Aim of the task: Report the count of lines holding "this" in the records, with no other words.

Exercise inputs:
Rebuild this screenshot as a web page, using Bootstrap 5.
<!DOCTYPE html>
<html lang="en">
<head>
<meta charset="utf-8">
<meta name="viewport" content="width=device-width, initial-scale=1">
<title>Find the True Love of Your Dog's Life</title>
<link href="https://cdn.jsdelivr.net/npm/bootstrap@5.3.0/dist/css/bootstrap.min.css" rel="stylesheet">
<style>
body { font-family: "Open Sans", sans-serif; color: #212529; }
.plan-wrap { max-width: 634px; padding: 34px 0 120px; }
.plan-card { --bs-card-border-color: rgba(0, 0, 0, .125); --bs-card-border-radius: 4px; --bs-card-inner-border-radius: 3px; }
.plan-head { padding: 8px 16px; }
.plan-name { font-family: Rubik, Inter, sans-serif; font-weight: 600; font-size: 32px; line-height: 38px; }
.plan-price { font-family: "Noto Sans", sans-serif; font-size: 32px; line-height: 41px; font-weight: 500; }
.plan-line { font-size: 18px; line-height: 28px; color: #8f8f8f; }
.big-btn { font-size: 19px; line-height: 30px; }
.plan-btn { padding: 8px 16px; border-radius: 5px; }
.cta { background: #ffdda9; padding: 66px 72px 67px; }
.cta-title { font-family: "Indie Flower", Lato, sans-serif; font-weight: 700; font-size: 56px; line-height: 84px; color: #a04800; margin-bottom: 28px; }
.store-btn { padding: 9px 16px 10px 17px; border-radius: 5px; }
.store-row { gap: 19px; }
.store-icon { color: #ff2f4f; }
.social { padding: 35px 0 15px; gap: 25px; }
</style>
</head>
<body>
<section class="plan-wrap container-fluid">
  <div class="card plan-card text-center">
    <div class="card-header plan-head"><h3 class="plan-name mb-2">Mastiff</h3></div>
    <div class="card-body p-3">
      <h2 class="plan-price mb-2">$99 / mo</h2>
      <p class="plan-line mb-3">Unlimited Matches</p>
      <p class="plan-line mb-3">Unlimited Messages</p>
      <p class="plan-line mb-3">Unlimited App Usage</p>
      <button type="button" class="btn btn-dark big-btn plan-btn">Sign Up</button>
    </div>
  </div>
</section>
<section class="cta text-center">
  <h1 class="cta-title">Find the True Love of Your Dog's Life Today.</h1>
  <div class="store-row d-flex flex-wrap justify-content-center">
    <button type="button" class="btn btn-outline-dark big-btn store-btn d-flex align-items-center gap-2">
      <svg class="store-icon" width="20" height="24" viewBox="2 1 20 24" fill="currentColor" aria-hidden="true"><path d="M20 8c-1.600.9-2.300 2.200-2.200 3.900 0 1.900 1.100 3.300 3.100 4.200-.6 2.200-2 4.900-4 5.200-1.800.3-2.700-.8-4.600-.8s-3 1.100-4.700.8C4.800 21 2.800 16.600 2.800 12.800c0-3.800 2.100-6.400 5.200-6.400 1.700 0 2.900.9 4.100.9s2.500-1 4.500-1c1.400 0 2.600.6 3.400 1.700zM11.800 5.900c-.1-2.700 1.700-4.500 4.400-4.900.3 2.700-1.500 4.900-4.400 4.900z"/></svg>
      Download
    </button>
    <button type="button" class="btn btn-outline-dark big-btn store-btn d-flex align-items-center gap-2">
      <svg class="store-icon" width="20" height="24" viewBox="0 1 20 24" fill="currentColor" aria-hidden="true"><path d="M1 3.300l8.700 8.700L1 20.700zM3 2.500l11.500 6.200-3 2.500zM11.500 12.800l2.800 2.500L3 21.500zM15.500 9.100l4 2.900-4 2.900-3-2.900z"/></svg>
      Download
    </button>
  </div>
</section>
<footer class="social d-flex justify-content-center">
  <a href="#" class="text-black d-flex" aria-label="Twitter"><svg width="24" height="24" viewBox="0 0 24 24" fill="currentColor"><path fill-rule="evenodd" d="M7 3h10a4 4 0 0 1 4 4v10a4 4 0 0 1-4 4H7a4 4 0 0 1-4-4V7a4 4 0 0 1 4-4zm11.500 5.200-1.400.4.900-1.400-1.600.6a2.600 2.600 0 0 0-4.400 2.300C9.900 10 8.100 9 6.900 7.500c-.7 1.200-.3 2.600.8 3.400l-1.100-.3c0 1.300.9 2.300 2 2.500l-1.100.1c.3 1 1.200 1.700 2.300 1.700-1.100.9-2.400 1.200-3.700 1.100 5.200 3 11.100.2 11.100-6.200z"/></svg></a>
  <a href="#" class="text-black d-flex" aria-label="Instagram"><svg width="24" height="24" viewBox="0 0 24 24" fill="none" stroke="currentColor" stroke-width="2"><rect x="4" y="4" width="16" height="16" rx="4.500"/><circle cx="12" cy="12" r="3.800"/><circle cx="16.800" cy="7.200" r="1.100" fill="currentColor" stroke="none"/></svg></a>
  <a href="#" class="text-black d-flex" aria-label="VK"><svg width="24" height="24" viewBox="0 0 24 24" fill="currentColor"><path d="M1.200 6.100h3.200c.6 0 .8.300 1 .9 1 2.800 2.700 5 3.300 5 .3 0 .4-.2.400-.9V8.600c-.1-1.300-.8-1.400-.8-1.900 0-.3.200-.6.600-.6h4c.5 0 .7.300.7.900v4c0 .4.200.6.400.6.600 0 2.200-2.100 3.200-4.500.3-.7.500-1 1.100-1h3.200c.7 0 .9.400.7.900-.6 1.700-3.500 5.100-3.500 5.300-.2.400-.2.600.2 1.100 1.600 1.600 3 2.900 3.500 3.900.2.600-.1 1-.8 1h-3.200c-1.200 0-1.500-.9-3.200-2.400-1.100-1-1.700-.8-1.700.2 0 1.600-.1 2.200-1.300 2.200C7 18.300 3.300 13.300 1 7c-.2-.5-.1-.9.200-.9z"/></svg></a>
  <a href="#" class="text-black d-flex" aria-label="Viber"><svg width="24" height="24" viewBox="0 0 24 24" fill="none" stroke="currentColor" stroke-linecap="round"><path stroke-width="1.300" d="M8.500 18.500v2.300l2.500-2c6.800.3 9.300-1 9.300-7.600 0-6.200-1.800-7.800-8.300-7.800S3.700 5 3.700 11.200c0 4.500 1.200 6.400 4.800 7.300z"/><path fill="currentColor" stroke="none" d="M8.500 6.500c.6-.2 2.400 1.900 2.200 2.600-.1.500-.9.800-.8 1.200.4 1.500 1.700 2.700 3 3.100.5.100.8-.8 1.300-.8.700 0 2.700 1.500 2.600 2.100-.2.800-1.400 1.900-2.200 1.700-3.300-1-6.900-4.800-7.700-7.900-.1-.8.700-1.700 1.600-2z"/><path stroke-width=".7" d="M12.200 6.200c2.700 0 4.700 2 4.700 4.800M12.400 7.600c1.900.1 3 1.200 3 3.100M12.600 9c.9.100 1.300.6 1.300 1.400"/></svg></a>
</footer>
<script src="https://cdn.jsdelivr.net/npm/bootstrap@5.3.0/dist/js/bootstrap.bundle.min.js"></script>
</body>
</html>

...

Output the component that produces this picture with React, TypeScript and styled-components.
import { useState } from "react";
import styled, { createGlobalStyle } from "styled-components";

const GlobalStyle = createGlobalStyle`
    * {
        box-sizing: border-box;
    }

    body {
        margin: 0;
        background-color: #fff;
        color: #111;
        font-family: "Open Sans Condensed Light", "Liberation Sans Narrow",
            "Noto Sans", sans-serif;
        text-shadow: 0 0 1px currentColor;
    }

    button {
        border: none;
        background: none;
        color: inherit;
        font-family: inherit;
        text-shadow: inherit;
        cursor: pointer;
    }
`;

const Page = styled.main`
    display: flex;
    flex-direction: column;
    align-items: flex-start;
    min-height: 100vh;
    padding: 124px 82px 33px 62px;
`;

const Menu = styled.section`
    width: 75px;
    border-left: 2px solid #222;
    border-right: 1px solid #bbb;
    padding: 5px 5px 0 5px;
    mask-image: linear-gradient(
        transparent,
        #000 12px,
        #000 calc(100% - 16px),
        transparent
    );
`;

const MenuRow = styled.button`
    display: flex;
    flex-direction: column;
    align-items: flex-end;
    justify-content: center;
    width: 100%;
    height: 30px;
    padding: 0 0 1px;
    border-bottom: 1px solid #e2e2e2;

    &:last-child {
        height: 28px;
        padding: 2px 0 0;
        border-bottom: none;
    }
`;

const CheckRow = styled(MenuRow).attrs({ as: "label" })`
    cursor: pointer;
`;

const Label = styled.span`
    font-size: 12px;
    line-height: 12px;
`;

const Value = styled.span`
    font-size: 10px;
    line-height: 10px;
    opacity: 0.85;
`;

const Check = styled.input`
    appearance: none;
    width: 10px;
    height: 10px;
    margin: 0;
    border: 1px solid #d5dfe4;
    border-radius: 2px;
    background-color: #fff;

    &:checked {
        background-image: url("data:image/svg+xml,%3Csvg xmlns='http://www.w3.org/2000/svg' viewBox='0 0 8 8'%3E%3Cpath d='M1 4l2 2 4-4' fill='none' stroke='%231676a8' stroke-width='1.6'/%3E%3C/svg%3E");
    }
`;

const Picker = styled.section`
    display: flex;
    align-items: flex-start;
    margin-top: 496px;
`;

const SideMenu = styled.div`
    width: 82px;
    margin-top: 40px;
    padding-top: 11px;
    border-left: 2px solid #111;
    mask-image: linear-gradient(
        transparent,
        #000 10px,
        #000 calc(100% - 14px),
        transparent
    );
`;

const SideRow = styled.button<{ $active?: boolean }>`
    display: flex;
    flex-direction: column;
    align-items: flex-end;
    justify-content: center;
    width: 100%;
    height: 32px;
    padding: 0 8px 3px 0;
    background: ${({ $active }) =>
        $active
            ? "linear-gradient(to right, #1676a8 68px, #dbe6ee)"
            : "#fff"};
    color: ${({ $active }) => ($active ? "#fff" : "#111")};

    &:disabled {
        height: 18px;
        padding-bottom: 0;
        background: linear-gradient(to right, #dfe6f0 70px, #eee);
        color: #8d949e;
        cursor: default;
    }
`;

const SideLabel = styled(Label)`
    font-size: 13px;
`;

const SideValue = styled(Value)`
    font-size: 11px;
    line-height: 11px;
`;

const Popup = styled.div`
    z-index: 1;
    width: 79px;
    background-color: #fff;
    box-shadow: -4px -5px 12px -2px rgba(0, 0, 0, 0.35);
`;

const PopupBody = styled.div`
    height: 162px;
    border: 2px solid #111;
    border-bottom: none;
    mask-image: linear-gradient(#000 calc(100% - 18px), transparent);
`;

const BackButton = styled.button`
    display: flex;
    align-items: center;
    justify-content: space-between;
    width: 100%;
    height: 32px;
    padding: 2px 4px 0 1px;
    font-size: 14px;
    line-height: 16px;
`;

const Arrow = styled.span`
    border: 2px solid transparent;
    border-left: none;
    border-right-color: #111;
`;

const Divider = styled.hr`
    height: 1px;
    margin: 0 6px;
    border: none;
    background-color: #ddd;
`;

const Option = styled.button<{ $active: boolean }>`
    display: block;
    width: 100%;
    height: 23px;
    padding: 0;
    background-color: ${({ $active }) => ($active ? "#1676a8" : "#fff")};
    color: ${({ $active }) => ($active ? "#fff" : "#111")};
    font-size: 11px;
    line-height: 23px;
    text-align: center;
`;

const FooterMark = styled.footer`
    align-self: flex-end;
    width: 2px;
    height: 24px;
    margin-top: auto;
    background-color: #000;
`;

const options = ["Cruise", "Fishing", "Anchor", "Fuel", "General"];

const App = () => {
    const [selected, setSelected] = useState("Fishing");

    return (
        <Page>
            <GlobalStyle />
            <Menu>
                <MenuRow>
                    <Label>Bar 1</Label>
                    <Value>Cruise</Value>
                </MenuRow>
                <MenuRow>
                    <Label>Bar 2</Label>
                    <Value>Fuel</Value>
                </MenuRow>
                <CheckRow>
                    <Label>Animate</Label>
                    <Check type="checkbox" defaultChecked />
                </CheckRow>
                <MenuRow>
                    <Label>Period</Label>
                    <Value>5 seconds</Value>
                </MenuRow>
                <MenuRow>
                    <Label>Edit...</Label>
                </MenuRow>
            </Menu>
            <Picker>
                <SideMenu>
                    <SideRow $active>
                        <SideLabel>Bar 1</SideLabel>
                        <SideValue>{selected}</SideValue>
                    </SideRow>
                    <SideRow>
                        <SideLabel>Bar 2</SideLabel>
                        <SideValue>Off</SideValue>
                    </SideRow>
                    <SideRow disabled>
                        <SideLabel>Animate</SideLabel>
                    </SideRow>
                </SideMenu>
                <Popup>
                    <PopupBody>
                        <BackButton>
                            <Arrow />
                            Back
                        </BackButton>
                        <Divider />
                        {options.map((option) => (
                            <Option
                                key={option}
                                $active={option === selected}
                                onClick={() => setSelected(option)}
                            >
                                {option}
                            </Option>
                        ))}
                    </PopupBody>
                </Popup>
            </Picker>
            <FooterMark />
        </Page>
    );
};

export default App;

Complete response: 2